Pocono Organics is partnering with the Berks County-based Rodale Institute, a 71-year-old nonprofit dedicated to organic farming and healthy living. Walsh cold-called Rodale, and Jeff Moyer, the institute's executive director, was surprised to hear from her.

"Initially, we were like, 'Why is a racetrack calling an organic research station?' " Moyer said. "But what seemed like a mismatch quickly grew into a really exciting opportunity."

Moyer's team has already begun testing soil on the farm, which produced spinach in the 1940s but today is full of grass and weeds.

"It's not a vegetable field right now, but come next year, it will be," he said. "It's going to take a lot of work between now and then."

Walsh said Pocono Organics will create 100 jobs, including the construction set to take place in the coming year, and with Rodale, focus on employing veterans looking to transition into organic farming.

Rodale started the veteran-training program three years ago, coordinator Lyndsey Antanitis said, and many have gone on to start their own small farms and roadside stands.
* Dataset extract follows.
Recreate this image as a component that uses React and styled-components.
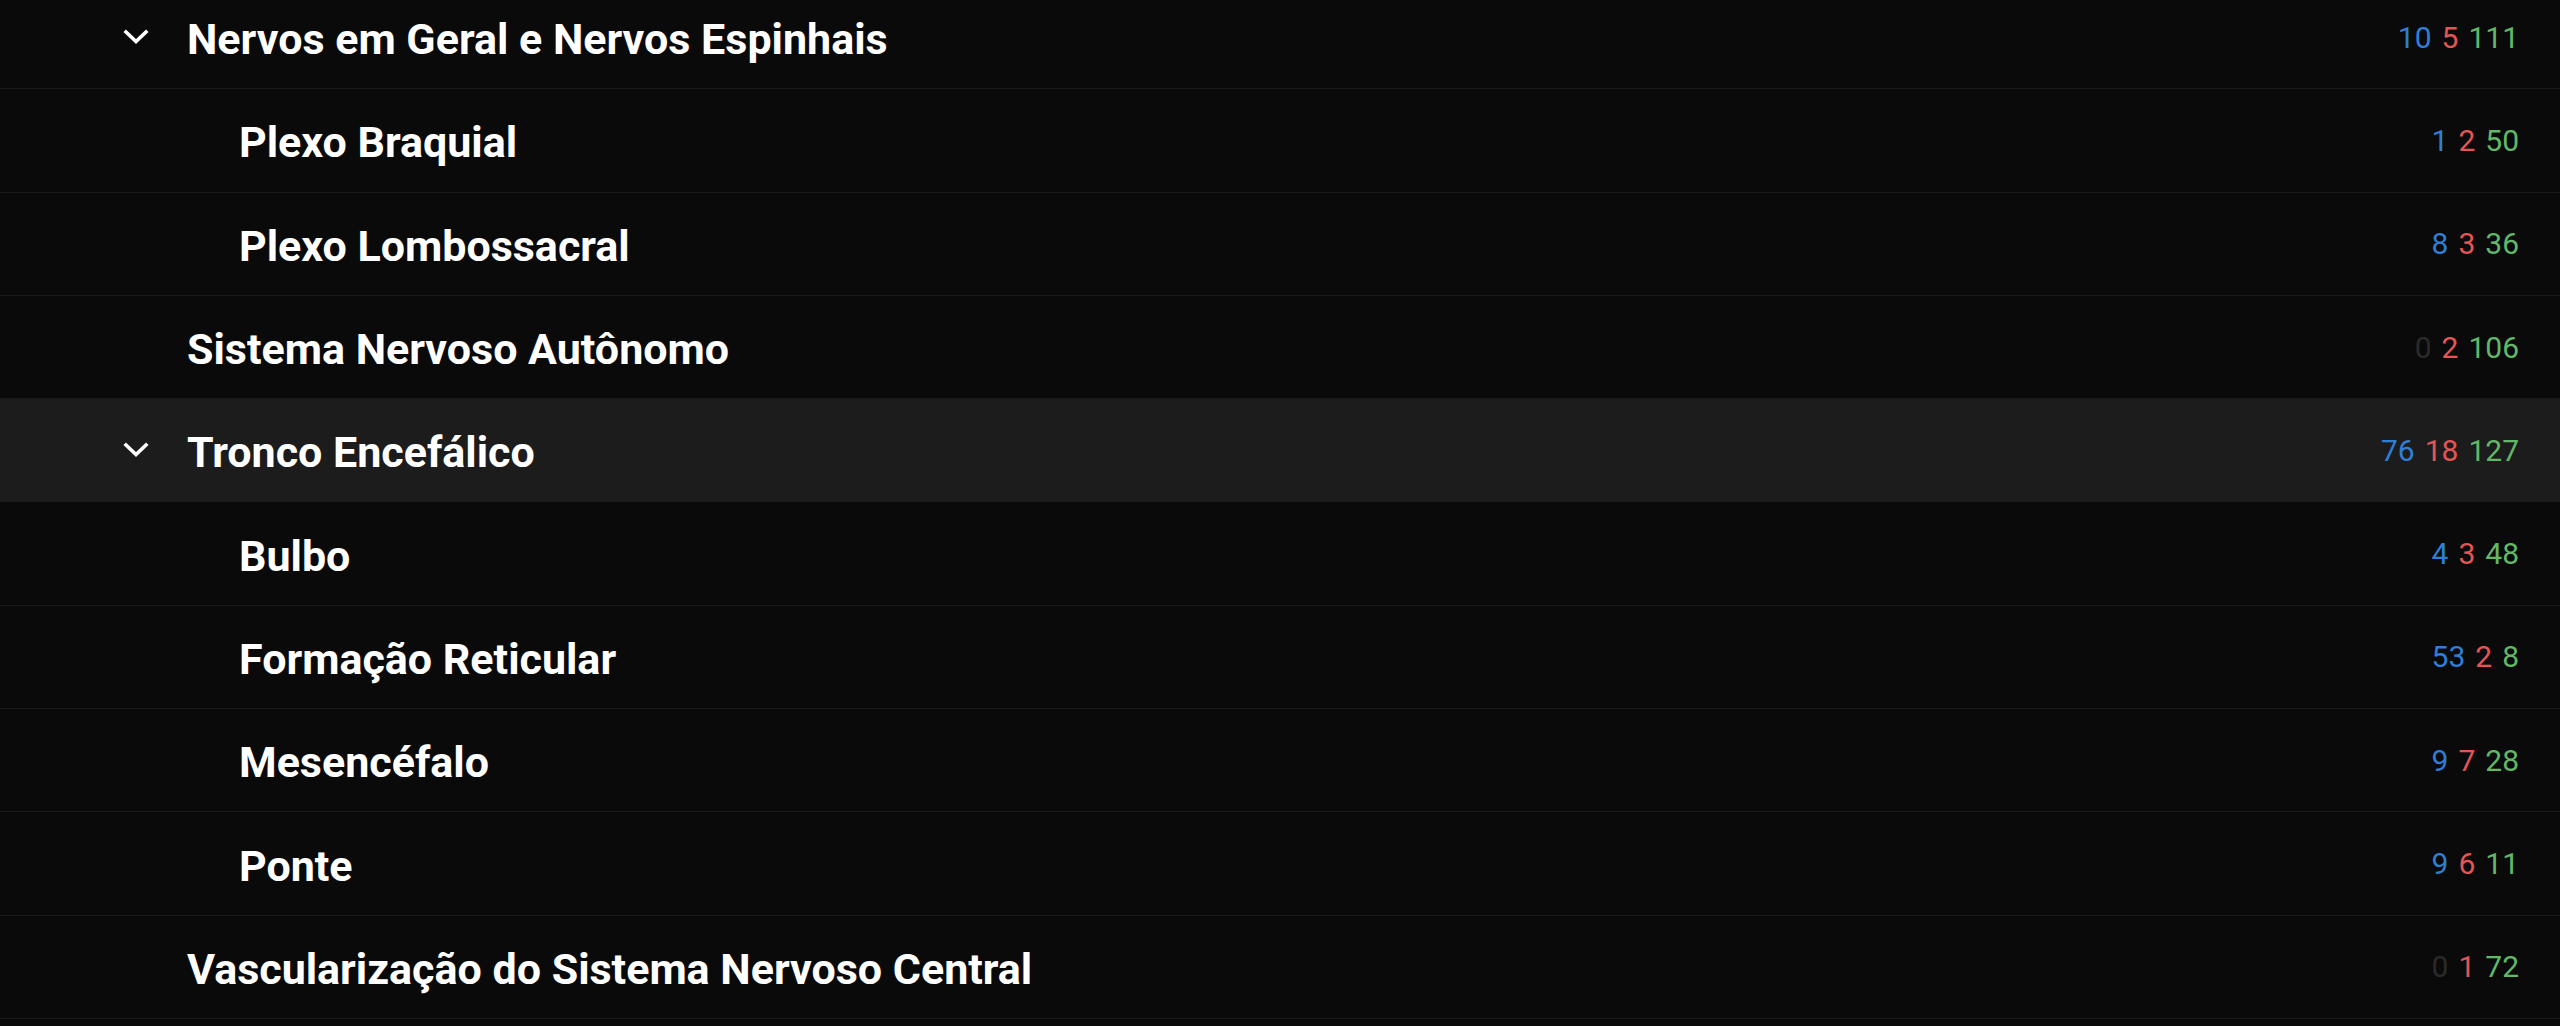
import React from "react";
import styled, { createGlobalStyle } from "styled-components";

const GlobalStyle = createGlobalStyle`
  html, body {
    margin: 0;
    padding: 0;
    background: #0a0a0a;
    overflow: hidden;
  }
  body {
    font-family: Roboto, "Noto Sans", "Liberation Sans", sans-serif;
  }
`;

const List = styled.div`
  display: flex;
  flex-direction: column;
  margin-top: -14px;
  background: #0a0a0a;
`;

const Row = styled.div`
  display: flex;
  align-items: center;
  height: 102.3px;
  border-bottom: 1px solid #1a1a1a;
  padding-left: ${(p) => 110 + (p.$level - 1) * 52}px;
  padding-right: 41px;
  background: ${(p) => (p.$active ? "#1c1c1c" : "#0a0a0a")};
`;

const ChevronSlot = styled.div`
  width: 78px;
  flex: 0 0 78px;
  display: flex;
  align-items: center;
  padding-left: 13px;
  box-sizing: border-box;
`;

const Title = styled.div`
  flex: 1;
  color: #ffffff;
  font-weight: 700;
  font-size: 43px;
  line-height: 50px;
  padding-top: 4px;
  margin-left: -1px;
  white-space: nowrap;
`;

const Counts = styled.div`
  display: flex;
  align-items: center;
  gap: 10px;
  font-size: 30px;
  font-weight: 400;
`;

const Count = styled.span`
  color: ${(p) => p.$color};
`;

const Chevron = () => (
  <svg width="26" height="16" viewBox="0 0 26 16">
    <polyline
      points="3,3 13,12.5 23,3"
      fill="none"
      stroke="#ffffff"
      strokeWidth="3.6"
      strokeLinecap="square"
      strokeLinejoin="miter"
    />
  </svg>
);

const BLUE = "#2f7fd6";
const RED = "#e35656";
const GREEN = "#62b866";
const ZERO = "#2a2a2a";

const rows = [
  { title: "Nervos em Geral e Nervos Espinhais", level: 1, open: true, c: [10, 5, 111] },
  { title: "Plexo Braquial", level: 2, c: [1, 2, 50] },
  { title: "Plexo Lombossacral", level: 2, c: [8, 3, 36] },
  { title: "Sistema Nervoso Autônomo", level: 1, c: [0, 2, 106] },
  { title: "Tronco Encefálico", level: 1, open: true, active: true, c: [76, 18, 127] },
  { title: "Bulbo", level: 2, c: [4, 3, 48] },
  { title: "Formação Reticular", level: 2, c: [53, 2, 8] },
  { title: "Mesencéfalo", level: 2, c: [9, 7, 28] },
  { title: "Ponte", level: 2, c: [9, 6, 11] },
  { title: "Vascularização do Sistema Nervoso Central", level: 1, c: [0, 1, 72] },
];

export default function App() {
  return (
    <>
      <GlobalStyle />
      <List>
        {rows.map((r) => (
          <Row key={r.title} $level={r.level} $active={r.active}>
            <ChevronSlot>{r.open ? <Chevron /> : null}</ChevronSlot>
            <Title>{r.title}</Title>
            <Counts>
              <Count $color={r.c[0] === 0 ? ZERO : BLUE}>{r.c[0]}</Count>
              <Count $color={r.c[1] === 0 ? ZERO : RED}>{r.c[1]}</Count>
              <Count $color={r.c[2] === 0 ? ZERO : GREEN}>{r.c[2]}</Count>
            </Counts>
          </Row>
        ))}
      </List>
    </>
  );
}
Antanitis said more than 460,000 veterans live in northeast Pennsylvania.

"Many of them don't want to work in an office," she said. "They need to be outside."

Walsh and Moyer said Pocono Organics was studying what fruits and vegetables the raceway uses the most and will plant a large portion of the farm to fill that need.

"We know, certainly, that potatoes get used en masse, so potatoes will be a big part of what we grow," Moyer said. "We'll grow a little bit of all things, and a whole lot of some things."